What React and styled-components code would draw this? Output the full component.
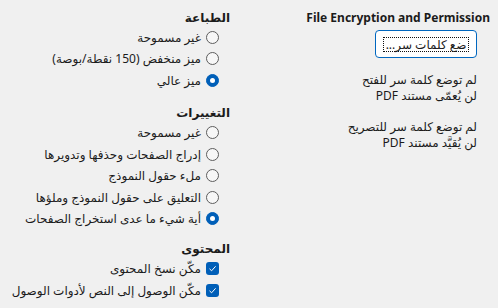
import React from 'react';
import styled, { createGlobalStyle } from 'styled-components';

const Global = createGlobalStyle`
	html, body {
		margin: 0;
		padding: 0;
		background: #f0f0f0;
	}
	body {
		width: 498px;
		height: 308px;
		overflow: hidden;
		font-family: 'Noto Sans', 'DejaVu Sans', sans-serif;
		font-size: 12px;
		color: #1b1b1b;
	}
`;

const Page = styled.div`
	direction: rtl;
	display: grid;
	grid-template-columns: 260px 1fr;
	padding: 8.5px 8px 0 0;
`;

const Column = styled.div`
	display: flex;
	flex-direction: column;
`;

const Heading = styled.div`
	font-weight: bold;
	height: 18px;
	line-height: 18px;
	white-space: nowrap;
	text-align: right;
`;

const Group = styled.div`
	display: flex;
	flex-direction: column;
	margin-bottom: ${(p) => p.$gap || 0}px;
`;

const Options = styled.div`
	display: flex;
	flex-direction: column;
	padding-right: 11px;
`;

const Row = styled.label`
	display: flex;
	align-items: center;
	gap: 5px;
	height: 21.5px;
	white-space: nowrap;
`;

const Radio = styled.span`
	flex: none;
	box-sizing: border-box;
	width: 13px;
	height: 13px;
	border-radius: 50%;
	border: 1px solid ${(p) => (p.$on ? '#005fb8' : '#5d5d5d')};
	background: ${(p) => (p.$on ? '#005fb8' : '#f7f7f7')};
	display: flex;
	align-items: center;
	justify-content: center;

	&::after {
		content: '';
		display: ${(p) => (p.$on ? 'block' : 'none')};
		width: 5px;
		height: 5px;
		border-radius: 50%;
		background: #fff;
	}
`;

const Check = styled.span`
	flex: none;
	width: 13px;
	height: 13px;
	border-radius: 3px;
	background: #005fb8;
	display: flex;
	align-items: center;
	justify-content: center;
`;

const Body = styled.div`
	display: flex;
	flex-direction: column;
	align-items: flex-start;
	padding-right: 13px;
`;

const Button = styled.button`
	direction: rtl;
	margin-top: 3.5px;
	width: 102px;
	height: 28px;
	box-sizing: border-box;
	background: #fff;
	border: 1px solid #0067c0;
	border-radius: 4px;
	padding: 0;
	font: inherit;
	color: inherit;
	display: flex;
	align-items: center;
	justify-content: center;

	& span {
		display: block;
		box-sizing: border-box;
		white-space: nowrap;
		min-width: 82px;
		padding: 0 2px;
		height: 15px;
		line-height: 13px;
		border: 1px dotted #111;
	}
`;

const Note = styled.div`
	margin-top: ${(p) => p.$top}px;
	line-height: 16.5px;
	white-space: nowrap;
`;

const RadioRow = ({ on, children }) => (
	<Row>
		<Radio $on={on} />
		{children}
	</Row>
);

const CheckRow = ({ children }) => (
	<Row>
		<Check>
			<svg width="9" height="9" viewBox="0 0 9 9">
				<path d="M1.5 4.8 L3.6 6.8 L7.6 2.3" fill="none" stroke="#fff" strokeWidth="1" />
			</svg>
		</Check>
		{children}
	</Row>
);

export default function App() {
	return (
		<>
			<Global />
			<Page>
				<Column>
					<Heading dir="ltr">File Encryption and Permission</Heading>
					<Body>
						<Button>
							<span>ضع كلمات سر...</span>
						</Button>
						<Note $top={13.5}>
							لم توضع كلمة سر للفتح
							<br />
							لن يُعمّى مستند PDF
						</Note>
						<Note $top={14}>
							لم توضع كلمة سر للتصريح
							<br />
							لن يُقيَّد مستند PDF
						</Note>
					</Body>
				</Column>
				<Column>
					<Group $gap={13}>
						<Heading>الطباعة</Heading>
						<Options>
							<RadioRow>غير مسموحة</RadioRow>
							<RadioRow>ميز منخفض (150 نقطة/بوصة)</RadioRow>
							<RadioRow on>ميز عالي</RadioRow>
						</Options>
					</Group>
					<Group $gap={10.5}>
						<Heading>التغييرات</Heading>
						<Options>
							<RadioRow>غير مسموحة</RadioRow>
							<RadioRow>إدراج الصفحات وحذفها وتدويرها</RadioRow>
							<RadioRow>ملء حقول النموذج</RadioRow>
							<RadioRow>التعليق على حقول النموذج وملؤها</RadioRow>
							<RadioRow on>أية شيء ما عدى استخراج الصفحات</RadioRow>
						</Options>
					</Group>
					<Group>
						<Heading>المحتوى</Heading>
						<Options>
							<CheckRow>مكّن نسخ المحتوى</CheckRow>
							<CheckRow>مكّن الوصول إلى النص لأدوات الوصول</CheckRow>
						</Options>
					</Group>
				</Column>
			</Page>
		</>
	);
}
- - - - - - -
_Exercise:_
Give the data again exactly as written, with all pictures left out.

_Finished exercise:_
What React and styled-components code would draw this? Output the full component.
import React from 'react';
import styled, { createGlobalStyle } from 'styled-components';

const Global = createGlobalStyle`
	html, body {
		margin: 0;
		padding: 0;
		background: #f0f0f0;
	}
	body {
		width: 498px;
		height: 308px;
		overflow: hidden;
		font-family: 'Noto Sans', 'DejaVu Sans', sans-serif;
		font-size: 12px;
		color: #1b1b1b;
	}
`;

const Page = styled.div`
	direction: rtl;
	display: grid;
	grid-template-columns: 260px 1fr;
	padding: 8.5px 8px 0 0;
`;

const Column = styled.div`
	display: flex;
	flex-direction: column;
`;

const Heading = styled.div`
	font-weight: bold;
	height: 18px;
	line-height: 18px;
	white-space: nowrap;
	text-align: right;
`;

const Group = styled.div`
	display: flex;
	flex-direction: column;
	margin-bottom: ${(p) => p.$gap || 0}px;
`;

const Options = styled.div`
	display: flex;
	flex-direction: column;
	padding-right: 11px;
`;

const Row = styled.label`
	display: flex;
	align-items: center;
	gap: 5px;
	height: 21.5px;
	white-space: nowrap;
`;

const Radio = styled.span`
	flex: none;
	box-sizing: border-box;
	width: 13px;
	height: 13px;
	border-radius: 50%;
	border: 1px solid ${(p) => (p.$on ? '#005fb8' : '#5d5d5d')};
	background: ${(p) => (p.$on ? '#005fb8' : '#f7f7f7')};
	display: flex;
	align-items: center;
	justify-content: center;

	&::after {
		content: '';
		display: ${(p) => (p.$on ? 'block' : 'none')};
		width: 5px;
		height: 5px;
		border-radius: 50%;
		background: #fff;
	}
`;

const Check = styled.span`
	flex: none;
	width: 13px;
	height: 13px;
	border-radius: 3px;
	background: #005fb8;
	display: flex;
	align-items: center;
	justify-content: center;
`;

const Body = styled.div`
	display: flex;
	flex-direction: column;
	align-items: flex-start;
	padding-right: 13px;
`;

const Button = styled.button`
	direction: rtl;
	margin-top: 3.5px;
	width: 102px;
	height: 28px;
	box-sizing: border-box;
	background: #fff;
	border: 1px solid #0067c0;
	border-radius: 4px;
	padding: 0;
	font: inherit;
	color: inherit;
	display: flex;
	align-items: center;
	justify-content: center;

	& span {
		display: block;
		box-sizing: border-box;
		white-space: nowrap;
		min-width: 82px;
		padding: 0 2px;
		height: 15px;
		line-height: 13px;
		border: 1px dotted #111;
	}
`;

const Note = styled.div`
	margin-top: ${(p) => p.$top}px;
	line-height: 16.5px;
	white-space: nowrap;
`;

const RadioRow = ({ on, children }) => (
	<Row>
		<Radio $on={on} />
		{children}
	</Row>
);

const CheckRow = ({ children }) => (
	<Row>
		<Check>
			<svg width="9" height="9" viewBox="0 0 9 9">
				<path d="M1.5 4.8 L3.6 6.8 L7.6 2.3" fill="none" stroke="#fff" strokeWidth="1" />
			</svg>
		</Check>
		{children}
	</Row>
);

export default function App() {
	return (
		<>
			<Global />
			<Page>
				<Column>
					<Heading dir="ltr">File Encryption and Permission</Heading>
					<Body>
						<Button>
							<span>ضع كلمات سر...</span>
						</Button>
						<Note $top={13.5}>
							لم توضع كلمة سر للفتح
							<br />
							لن يُعمّى مستند PDF
						</Note>
						<Note $top={14}>
							لم توضع كلمة سر للتصريح
							<br />
							لن يُقيَّد مستند PDF
						</Note>
					</Body>
				</Column>
				<Column>
					<Group $gap={13}>
						<Heading>الطباعة</Heading>
						<Options>
							<RadioRow>غير مسموحة</RadioRow>
							<RadioRow>ميز منخفض (150 نقطة/بوصة)</RadioRow>
							<RadioRow on>ميز عالي</RadioRow>
						</Options>
					</Group>
					<Group $gap={10.5}>
						<Heading>التغييرات</Heading>
						<Options>
							<RadioRow>غير مسموحة</RadioRow>
							<RadioRow>إدراج الصفحات وحذفها وتدويرها</RadioRow>
							<RadioRow>ملء حقول النموذج</RadioRow>
							<RadioRow>التعليق على حقول النموذج وملؤها</RadioRow>
							<RadioRow on>أية شيء ما عدى استخراج الصفحات</RadioRow>
						</Options>
					</Group>
					<Group>
						<Heading>المحتوى</Heading>
						<Options>
							<CheckRow>مكّن نسخ المحتوى</CheckRow>
							<CheckRow>مكّن الوصول إلى النص لأدوات الوصول</CheckRow>
						</Options>
					</Group>
				</Column>
			</Page>
		</>
	);
}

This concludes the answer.